WalkTU offers necessary inclusivity

All students need to participate in conversations about sexual assault.

Jenny Roberts

Jenny RobertsWhen last year’s Walk a Mile in Her Shoes event took place, I remember feeling mocked. Burly athletes and fraternity brothers awkwardly making their way through Main Campus in red heels — as female volunteers cheered them on — didn’t seem like the most appropriate way to raise awareness for sexual assault.

After the event, I saw a peer who participated in the walk share a photo of himself on Facebook, striking a stereotypically feminine pose in his red heels. This image left me feeling further patronized for my experience as a woman — not to mention the image had offensive homophobic and transphobic undertones.

That’s why I am glad the Wellness Resource Center decided to replace Walk a Mile in Her Shoes with WalkTU: Engaging New Voices in Ending Sexual Violence, a new awareness walk that will lose the heels and instead offer inclusivity. It will be open to female and LGBTQ students, as well as male students.

It is important that this event and the conversation around sexual assault at large include the experiences of all students, and that men choose to stay involved even when they are not the main focus of the dialogue.

“The most important aspect in terms of challenging violence is to challenge our power structures, whether it’s in terms of white privilege or male privilege or heterosexual privilege or ability privilege,” said Rujuta Chincholkar-Mandelia, a gender, sexuality and women’s studies professor who teaches a class about domestic violence as a social issue every fall semester. “We need to recognize that and really have that conversation in terms of how we can change certain things about our thought processes within this patriarchal system.”

The truth is: all people have the potential to be perpetrators of violence and abuse. And all people unfortunately have the potential to become victims of abuse, too.
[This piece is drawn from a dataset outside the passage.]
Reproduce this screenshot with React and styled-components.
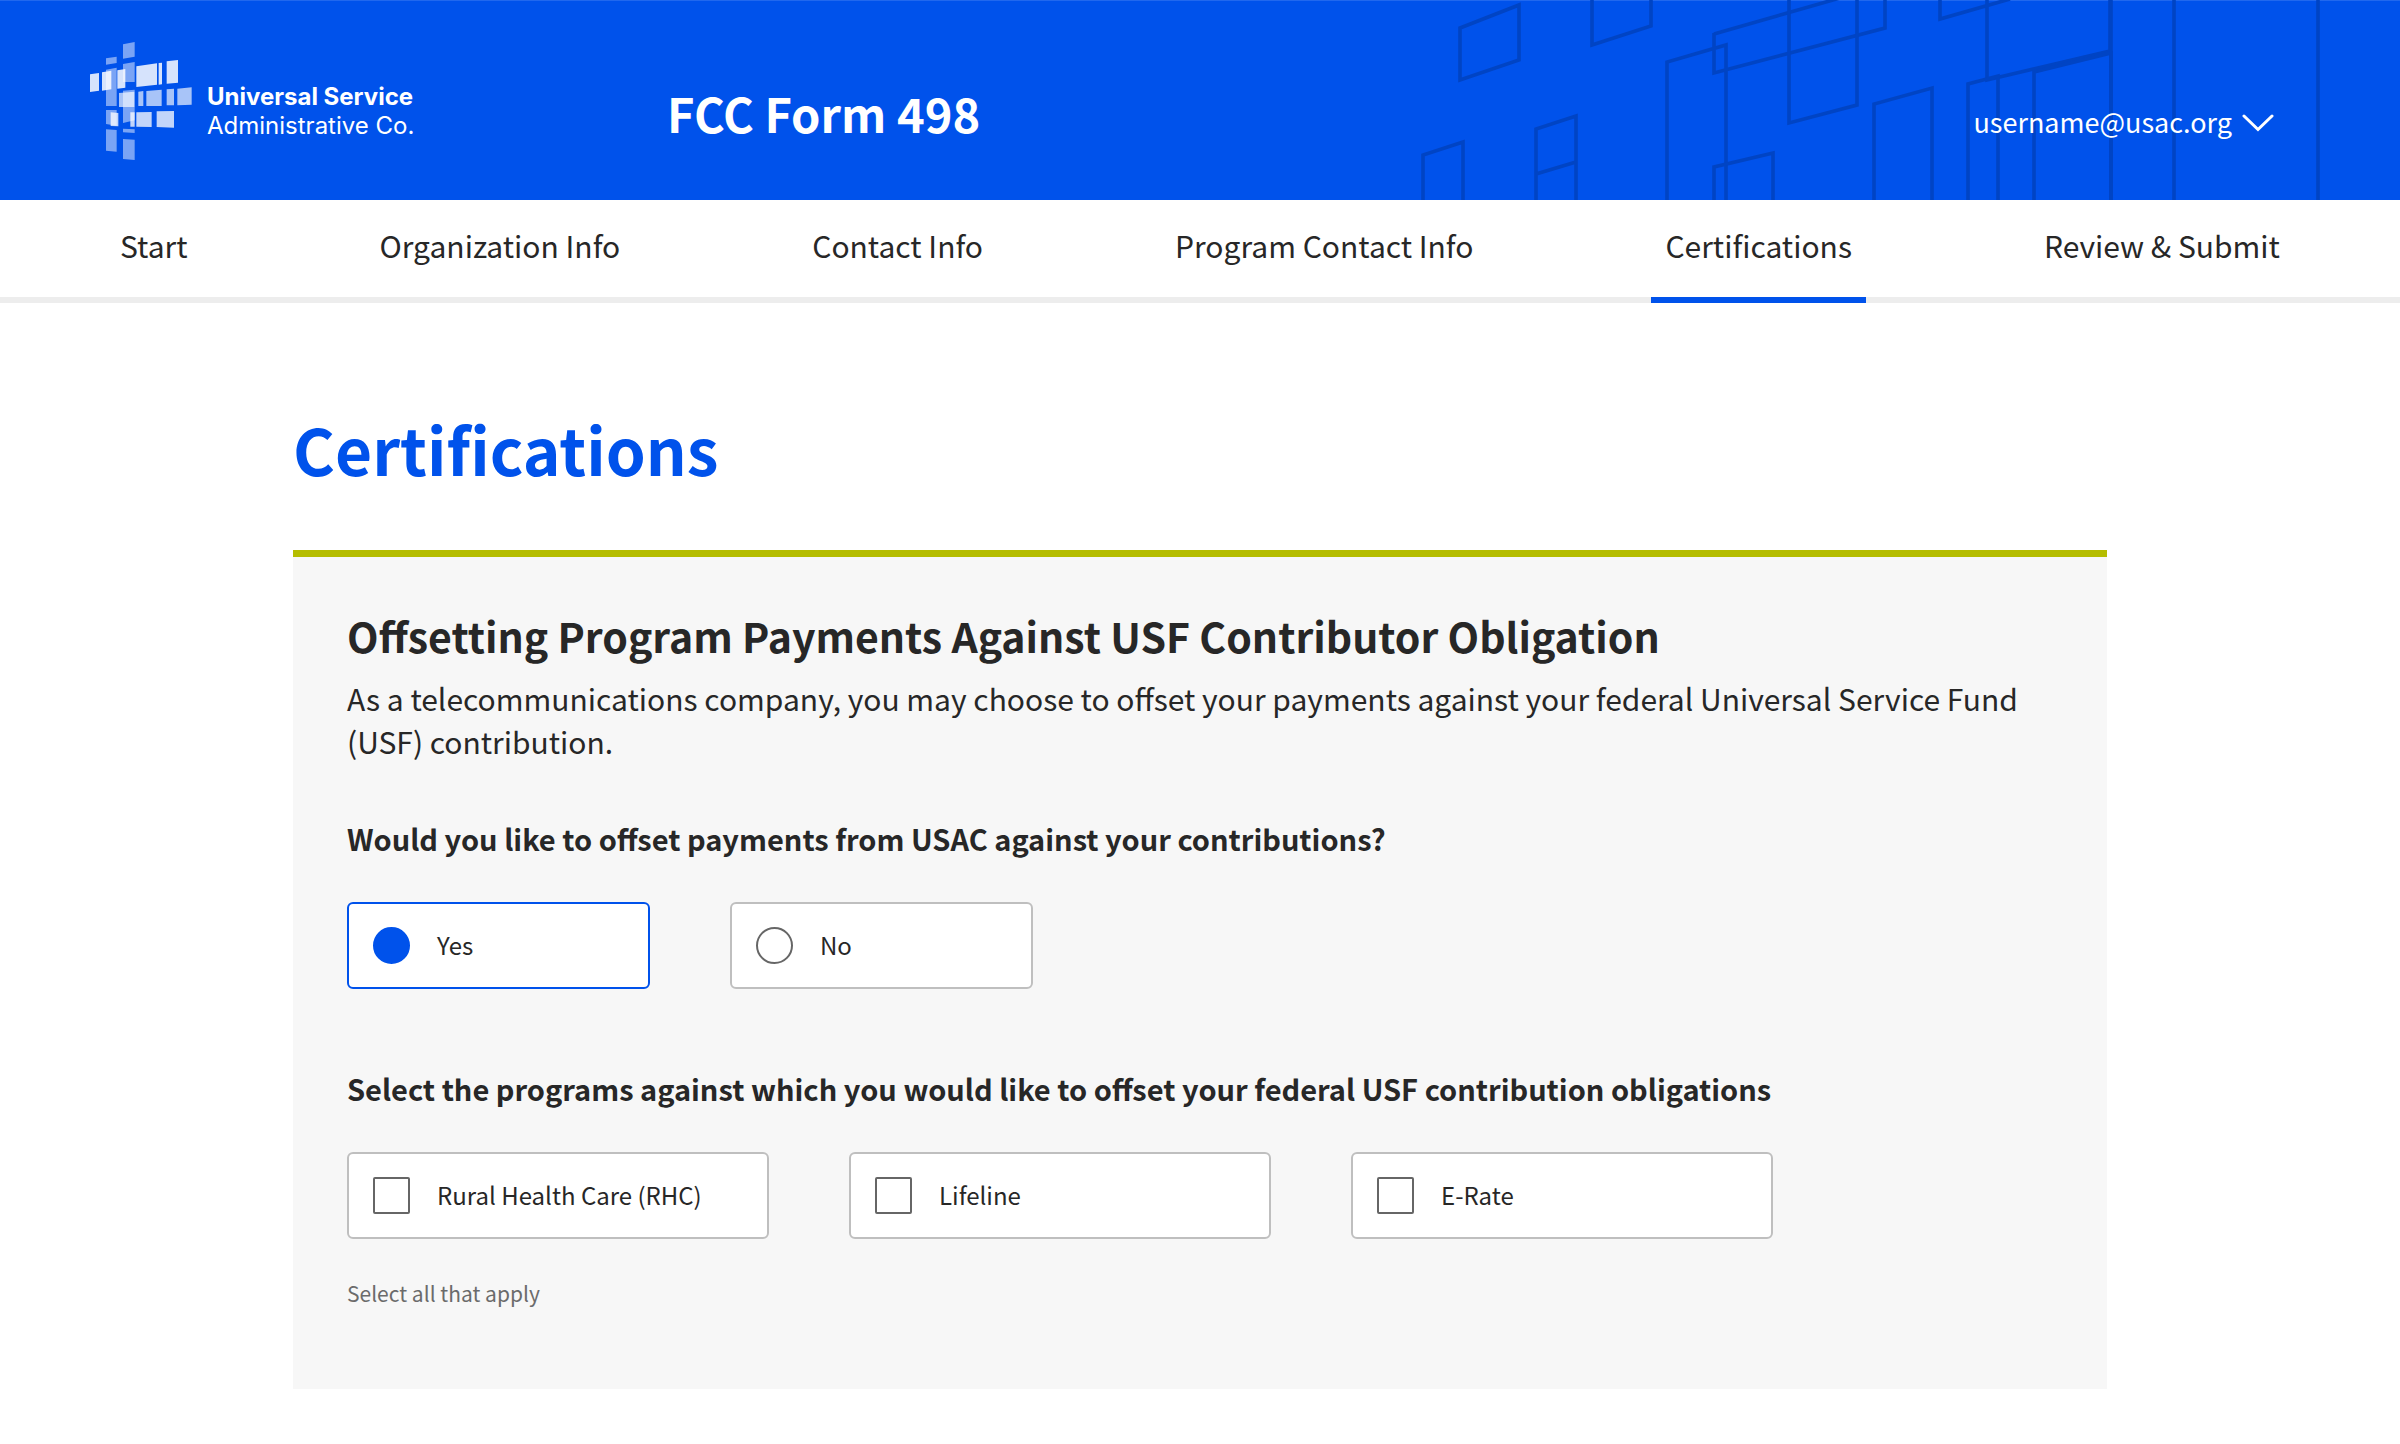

One in five women and one in 16 men will be sexually assaulted during college, according to data from the National Sexual Violence Resource Center.

With so many college students being affected by sexual violence, this conversation is urgent.

But too often when we actually do talk about sexual violence, it’s only in heteronormative terms.

Sexual violence also occurs within the LGBTQ community. About one in eight lesbian women and nearly half of bisexual women have been raped, according to the National Center for Lesbian Rights. The center also reports that four in 10 gay men and nearly half of bisexual men have experienced some form of sexual violence. These experiences need to be acknowledged, and WalkTU is better able to do that than Walk a Mile in Her Shoes.

“Walk a Mile in Her Shoes was a large, one-day awareness event around sexual violence, and then it’s like, ‘OK, it’s only for men, male-identified individuals to walk, and it’s called Walk a Mile in Her Shoes,’ so it tends to seem like it’s on that gender binary,” Tom Johnson, the assistant director of the Wellness Resource Center, told The Temple News. “It can feel somewhat heteronormative in terms of the messaging.”

“We don’t want an event that has also evolved into kind of a kick-off for Sexual Assault Awareness Month to be somewhat exclusive in those ways,” Johnson added.

I agree that it’s important this event is no longer exclusive. However, the men who were targeted for involvement in previous walks — athletes and fraternity brothers — need to stay involved.

Statistically, men are more often perpetrators of sexual violence, which means prevention can only occur when men are involved in these dialogues.

“Obviously educating men and having that inclusiveness of discussing this with men and having them recognize their privilege in society is extremely important to eradicating violence against women,” Chincholkar-Mandelia said.

Luckily, Johnson said turnout for Wednesday’s WalkTU event looks like it will be close to the turnout in previous years for Walk a Mile in Her Shoes, including representation from Greek life and the athletic department.

However, I would encourage these athletes and fraternity brothers to recognize their power on Main Campus and in society by engaging with this issue outside of the one-day WalkTU event.

The Temple News reported on a group of five students who reached out to fraternities and men’s sports teams to invite them to participate in a conversation about sexual assault as part of a community arts project last semester. Only two out of 20 officers from these groups responded, and both answers were negative.

It’s unfortunate that an opportunity for discussion of sexual assault was turned down or ignored by every one of these male groups, especially given that real change happens from individual conversations.

“Education, classes in gender studies or actually having conversations with victims and having an interaction with populations that are oppressed really makes a big difference,” Chincholkar-Mandelia said. “Marches and walks make a statement in terms of, ‘We are in this together,’ but the actual implementation of the work needs more than a march and a walk.”

WalkTU is a great start for opening up dialogue regarding sexual assault to everyone and to acknowledging the validity of everyone’s experiences with sexual assault. But it should only be the beginning of this dialogue. As we head into Sexual Assault Awareness Month in April, I hope participation in these conversations continues and that all voices continue to be raised up.